**Exercise prompt**
Using the material below, repeat exactly the lines from the one with "Generate a component" through the one with "const headCell = 'border", ends included, without any images.

**Records provided**
—————

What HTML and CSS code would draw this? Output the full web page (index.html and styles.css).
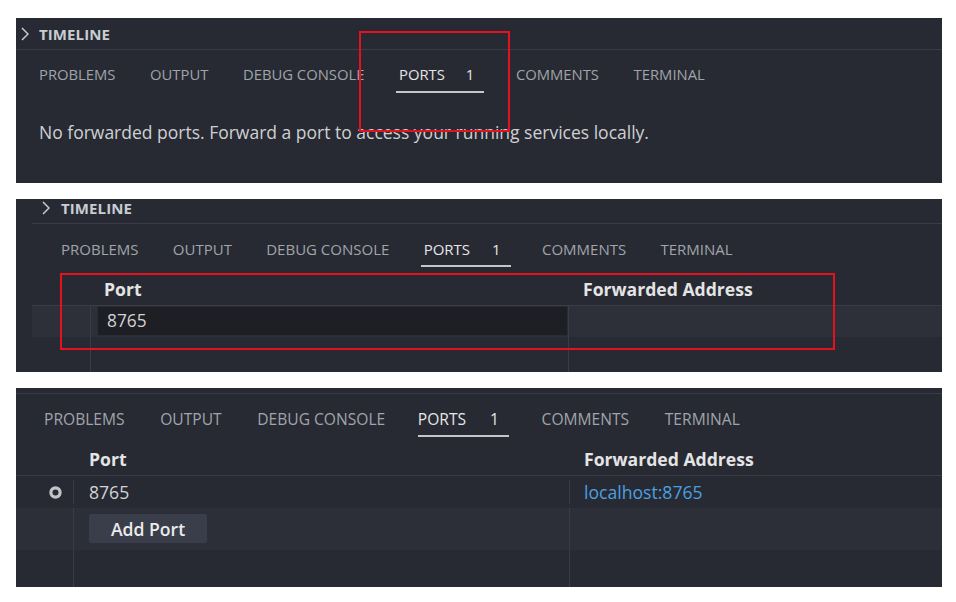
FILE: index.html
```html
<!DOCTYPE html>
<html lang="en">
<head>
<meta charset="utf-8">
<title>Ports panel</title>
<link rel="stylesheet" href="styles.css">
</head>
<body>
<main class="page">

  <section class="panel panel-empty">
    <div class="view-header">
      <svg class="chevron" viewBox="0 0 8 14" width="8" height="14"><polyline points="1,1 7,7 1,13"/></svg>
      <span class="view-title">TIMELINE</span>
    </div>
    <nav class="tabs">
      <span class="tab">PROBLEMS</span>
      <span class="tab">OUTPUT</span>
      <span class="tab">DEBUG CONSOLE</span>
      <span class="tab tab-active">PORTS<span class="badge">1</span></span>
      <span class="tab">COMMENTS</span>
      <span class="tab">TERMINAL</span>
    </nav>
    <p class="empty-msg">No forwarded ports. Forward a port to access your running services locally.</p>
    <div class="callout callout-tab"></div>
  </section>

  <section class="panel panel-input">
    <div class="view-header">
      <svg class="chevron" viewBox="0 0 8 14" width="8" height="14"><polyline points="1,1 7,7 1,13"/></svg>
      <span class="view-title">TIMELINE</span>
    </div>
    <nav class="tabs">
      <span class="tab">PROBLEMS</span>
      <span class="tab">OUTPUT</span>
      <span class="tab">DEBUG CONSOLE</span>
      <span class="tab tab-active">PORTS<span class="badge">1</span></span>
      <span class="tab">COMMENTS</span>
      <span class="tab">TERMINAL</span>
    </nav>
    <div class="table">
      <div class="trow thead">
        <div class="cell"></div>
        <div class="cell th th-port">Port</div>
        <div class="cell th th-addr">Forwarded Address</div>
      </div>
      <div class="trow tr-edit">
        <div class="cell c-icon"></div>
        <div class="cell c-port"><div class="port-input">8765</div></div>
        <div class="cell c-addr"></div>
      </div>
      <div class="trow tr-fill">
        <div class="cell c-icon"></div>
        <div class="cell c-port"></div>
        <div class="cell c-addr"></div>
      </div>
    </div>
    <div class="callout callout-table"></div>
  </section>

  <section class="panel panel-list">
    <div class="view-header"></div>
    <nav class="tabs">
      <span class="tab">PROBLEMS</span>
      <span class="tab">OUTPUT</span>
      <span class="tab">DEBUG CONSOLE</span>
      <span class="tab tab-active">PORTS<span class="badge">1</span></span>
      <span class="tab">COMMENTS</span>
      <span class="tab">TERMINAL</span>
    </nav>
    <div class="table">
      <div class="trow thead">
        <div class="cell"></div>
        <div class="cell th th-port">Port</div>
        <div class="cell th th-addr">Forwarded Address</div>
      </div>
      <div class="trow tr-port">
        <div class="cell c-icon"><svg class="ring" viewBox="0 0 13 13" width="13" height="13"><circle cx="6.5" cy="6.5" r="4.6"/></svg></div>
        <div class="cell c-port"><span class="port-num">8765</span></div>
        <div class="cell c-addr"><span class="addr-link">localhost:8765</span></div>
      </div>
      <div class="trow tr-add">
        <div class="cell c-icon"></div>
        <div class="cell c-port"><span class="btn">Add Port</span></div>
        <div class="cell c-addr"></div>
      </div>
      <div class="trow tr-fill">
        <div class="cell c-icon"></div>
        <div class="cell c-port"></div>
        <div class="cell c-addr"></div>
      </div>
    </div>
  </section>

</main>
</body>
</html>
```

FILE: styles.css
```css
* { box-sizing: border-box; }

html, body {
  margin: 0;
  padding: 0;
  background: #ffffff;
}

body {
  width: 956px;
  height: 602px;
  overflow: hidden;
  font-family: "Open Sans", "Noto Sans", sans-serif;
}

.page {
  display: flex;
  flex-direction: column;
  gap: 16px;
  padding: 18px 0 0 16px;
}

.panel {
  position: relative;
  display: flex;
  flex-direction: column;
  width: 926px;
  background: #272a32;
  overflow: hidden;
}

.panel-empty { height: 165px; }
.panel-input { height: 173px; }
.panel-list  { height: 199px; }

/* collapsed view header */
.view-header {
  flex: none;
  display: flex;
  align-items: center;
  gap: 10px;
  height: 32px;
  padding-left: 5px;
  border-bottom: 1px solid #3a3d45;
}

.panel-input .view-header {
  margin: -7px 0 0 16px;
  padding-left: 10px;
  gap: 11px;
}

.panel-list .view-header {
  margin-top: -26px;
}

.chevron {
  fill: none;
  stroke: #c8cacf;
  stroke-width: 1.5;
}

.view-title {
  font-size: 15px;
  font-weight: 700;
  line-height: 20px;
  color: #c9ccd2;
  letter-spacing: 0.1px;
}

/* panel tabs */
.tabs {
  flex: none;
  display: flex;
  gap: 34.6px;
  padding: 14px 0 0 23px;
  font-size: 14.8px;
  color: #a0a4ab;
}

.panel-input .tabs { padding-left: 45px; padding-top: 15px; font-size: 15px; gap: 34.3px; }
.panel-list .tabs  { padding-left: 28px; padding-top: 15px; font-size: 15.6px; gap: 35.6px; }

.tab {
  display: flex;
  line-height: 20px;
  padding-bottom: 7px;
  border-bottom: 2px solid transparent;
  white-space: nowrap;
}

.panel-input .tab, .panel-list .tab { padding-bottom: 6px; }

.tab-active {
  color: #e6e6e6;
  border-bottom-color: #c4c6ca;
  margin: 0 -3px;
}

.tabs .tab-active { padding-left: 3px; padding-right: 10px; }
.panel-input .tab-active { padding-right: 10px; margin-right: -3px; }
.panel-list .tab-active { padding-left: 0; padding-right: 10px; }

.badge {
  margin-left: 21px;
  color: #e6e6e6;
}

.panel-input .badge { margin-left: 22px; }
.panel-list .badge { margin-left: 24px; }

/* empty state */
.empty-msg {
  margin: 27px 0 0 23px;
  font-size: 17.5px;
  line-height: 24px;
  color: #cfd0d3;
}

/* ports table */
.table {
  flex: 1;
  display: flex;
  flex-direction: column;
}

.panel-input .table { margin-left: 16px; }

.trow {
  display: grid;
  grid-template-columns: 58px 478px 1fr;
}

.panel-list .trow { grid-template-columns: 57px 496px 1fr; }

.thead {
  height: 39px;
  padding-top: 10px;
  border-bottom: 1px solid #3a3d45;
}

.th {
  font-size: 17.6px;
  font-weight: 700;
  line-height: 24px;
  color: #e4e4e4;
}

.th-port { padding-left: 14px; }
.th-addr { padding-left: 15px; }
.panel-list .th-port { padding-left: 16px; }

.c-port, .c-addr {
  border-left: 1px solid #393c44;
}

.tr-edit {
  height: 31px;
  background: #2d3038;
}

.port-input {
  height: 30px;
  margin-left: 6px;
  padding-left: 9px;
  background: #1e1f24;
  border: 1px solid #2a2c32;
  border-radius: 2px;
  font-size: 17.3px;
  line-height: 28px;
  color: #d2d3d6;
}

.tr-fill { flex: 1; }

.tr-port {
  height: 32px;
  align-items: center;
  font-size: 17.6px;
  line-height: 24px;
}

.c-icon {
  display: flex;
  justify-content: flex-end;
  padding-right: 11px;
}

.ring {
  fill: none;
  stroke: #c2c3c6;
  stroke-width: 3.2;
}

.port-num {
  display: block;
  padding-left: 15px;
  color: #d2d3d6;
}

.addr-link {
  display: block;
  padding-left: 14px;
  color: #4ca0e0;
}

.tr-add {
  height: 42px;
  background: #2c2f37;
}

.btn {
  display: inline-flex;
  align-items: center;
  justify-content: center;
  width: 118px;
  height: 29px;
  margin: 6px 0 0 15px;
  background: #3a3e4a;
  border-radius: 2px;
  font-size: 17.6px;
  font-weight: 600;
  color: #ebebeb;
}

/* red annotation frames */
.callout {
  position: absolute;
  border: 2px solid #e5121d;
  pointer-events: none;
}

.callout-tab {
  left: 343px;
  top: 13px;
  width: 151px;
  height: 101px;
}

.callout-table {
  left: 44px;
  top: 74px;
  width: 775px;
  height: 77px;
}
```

—————

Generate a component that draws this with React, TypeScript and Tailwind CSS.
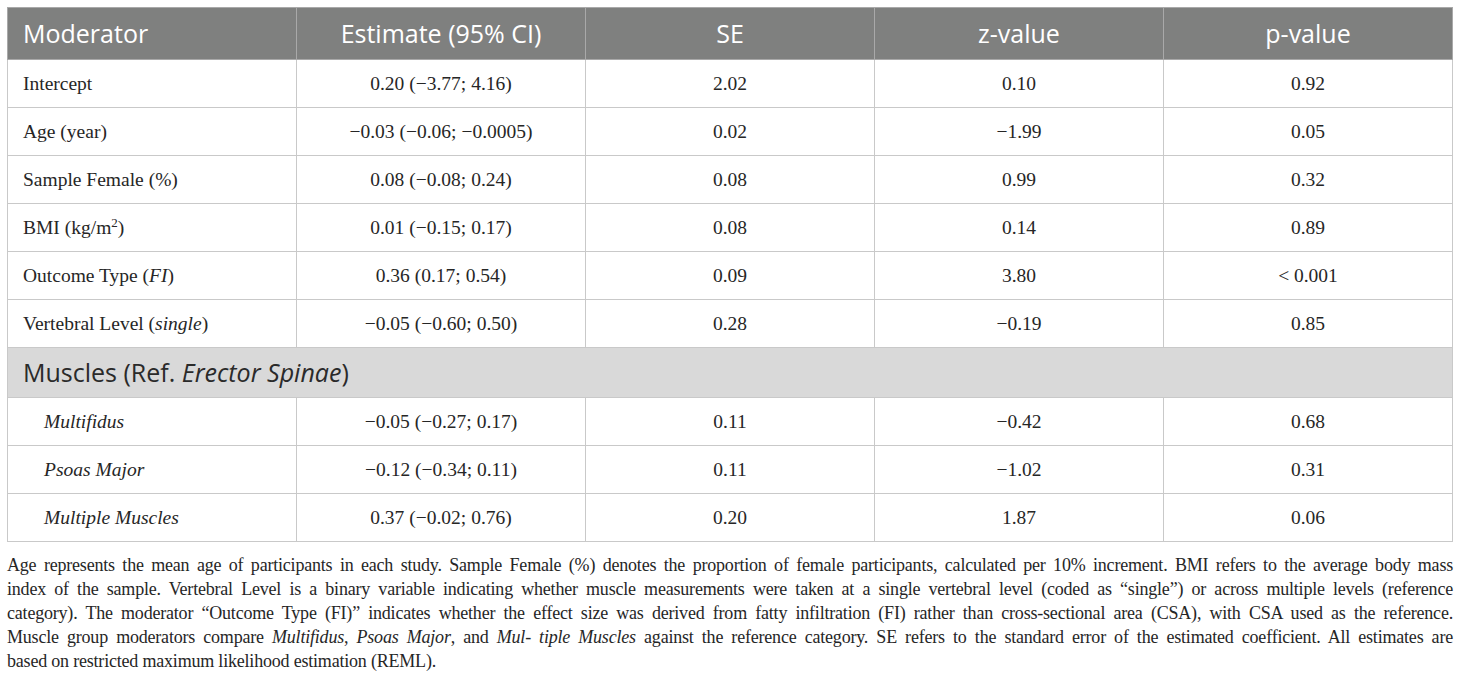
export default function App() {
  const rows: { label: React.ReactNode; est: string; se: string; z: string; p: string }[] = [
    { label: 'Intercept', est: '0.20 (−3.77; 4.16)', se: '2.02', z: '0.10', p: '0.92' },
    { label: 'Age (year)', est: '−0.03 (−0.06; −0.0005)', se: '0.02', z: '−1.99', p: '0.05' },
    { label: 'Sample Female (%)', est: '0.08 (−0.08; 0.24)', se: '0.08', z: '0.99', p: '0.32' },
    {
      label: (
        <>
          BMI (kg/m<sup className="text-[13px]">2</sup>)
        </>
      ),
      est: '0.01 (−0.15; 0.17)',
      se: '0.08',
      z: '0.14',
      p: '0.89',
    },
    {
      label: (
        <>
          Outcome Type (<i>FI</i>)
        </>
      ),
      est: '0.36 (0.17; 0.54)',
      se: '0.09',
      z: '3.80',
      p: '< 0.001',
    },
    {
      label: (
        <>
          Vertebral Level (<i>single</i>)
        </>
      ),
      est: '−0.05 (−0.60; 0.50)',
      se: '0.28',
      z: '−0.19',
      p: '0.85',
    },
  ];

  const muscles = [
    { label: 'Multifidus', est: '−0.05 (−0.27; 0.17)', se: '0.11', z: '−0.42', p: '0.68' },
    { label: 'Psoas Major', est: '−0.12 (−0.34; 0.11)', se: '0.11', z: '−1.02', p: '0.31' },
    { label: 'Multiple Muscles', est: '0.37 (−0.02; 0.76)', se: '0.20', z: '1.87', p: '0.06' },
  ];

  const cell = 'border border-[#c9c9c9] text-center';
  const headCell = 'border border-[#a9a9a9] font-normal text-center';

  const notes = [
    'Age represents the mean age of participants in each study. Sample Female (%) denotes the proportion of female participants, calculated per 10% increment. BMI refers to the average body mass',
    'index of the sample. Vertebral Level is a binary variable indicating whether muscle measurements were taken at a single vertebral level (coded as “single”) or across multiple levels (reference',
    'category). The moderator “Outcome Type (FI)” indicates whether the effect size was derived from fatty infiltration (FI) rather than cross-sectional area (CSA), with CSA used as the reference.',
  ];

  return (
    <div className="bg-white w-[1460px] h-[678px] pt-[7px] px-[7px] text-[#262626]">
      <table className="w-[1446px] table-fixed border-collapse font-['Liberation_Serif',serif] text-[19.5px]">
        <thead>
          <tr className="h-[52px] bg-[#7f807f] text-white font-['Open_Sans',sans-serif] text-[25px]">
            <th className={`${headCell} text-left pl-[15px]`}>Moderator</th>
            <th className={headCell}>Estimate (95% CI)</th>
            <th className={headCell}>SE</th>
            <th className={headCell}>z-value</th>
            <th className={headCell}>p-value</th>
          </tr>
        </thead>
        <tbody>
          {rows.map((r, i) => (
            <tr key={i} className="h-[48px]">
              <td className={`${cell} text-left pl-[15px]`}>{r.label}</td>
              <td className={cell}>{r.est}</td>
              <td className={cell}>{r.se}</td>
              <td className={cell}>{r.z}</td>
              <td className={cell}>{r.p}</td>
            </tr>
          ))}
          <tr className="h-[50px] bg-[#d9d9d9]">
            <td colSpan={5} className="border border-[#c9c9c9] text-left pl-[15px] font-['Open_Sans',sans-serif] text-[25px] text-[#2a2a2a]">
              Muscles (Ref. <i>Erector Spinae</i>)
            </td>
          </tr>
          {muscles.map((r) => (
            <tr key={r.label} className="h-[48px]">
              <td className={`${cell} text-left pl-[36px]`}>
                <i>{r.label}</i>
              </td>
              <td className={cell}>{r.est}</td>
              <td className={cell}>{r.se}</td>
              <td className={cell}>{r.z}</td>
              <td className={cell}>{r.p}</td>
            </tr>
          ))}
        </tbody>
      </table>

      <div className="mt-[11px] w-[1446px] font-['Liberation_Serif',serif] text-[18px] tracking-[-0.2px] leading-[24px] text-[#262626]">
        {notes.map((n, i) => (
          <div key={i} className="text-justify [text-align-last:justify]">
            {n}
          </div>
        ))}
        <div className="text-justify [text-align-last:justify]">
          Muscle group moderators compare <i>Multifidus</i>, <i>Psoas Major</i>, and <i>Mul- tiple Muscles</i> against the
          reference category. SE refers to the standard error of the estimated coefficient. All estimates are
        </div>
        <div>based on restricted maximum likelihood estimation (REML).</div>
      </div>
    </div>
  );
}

—————

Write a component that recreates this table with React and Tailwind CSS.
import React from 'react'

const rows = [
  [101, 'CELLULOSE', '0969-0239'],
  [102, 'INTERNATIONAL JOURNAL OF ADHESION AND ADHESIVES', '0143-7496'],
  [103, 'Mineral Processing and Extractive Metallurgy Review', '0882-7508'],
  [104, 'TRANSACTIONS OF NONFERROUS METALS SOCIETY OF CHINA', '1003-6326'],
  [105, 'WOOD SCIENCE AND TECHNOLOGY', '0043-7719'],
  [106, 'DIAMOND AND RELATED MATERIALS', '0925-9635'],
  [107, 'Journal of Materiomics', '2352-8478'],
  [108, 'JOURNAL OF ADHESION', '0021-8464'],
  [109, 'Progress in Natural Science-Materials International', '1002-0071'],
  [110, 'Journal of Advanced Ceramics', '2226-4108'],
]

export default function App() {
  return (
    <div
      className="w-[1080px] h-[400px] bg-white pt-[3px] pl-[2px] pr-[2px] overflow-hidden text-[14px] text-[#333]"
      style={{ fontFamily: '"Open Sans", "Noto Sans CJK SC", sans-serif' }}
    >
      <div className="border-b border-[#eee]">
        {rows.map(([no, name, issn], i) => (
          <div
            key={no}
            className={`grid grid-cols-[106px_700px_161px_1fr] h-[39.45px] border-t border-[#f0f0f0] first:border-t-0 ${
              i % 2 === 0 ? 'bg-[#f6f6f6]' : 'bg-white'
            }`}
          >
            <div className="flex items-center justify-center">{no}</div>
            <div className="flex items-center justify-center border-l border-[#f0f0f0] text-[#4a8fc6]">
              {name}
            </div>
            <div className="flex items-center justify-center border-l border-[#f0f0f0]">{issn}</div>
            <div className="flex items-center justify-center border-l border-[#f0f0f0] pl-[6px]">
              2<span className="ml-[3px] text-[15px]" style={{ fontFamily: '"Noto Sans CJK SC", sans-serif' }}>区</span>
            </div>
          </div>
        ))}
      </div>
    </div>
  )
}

—————

**Written response**
Generate a component that draws this with React, TypeScript and Tailwind CSS.
export default function App() {
  const rows: { label: React.ReactNode; est: string; se: string; z: string; p: string }[] = [
    { label: 'Intercept', est: '0.20 (−3.77; 4.16)', se: '2.02', z: '0.10', p: '0.92' },
    { label: 'Age (year)', est: '−0.03 (−0.06; −0.0005)', se: '0.02', z: '−1.99', p: '0.05' },
    { label: 'Sample Female (%)', est: '0.08 (−0.08; 0.24)', se: '0.08', z: '0.99', p: '0.32' },
    {
      label: (
        <>
          BMI (kg/m<sup className="text-[13px]">2</sup>)
        </>
      ),
      est: '0.01 (−0.15; 0.17)',
      se: '0.08',
      z: '0.14',
      p: '0.89',
    },
    {
      label: (
        <>
          Outcome Type (<i>FI</i>)
        </>
      ),
      est: '0.36 (0.17; 0.54)',
      se: '0.09',
      z: '3.80',
      p: '< 0.001',
    },
    {
      label: (
        <>
          Vertebral Level (<i>single</i>)
        </>
      ),
      est: '−0.05 (−0.60; 0.50)',
      se: '0.28',
      z: '−0.19',
      p: '0.85',
    },
  ];

  const muscles = [
    { label: 'Multifidus', est: '−0.05 (−0.27; 0.17)', se: '0.11', z: '−0.42', p: '0.68' },
    { label: 'Psoas Major', est: '−0.12 (−0.34; 0.11)', se: '0.11', z: '−1.02', p: '0.31' },
    { label: 'Multiple Muscles', est: '0.37 (−0.02; 0.76)', se: '0.20', z: '1.87', p: '0.06' },
  ];

  const cell = 'border border-[#c9c9c9] text-center';
  const headCell = 'border border-[#a9a9a9] font-normal text-center';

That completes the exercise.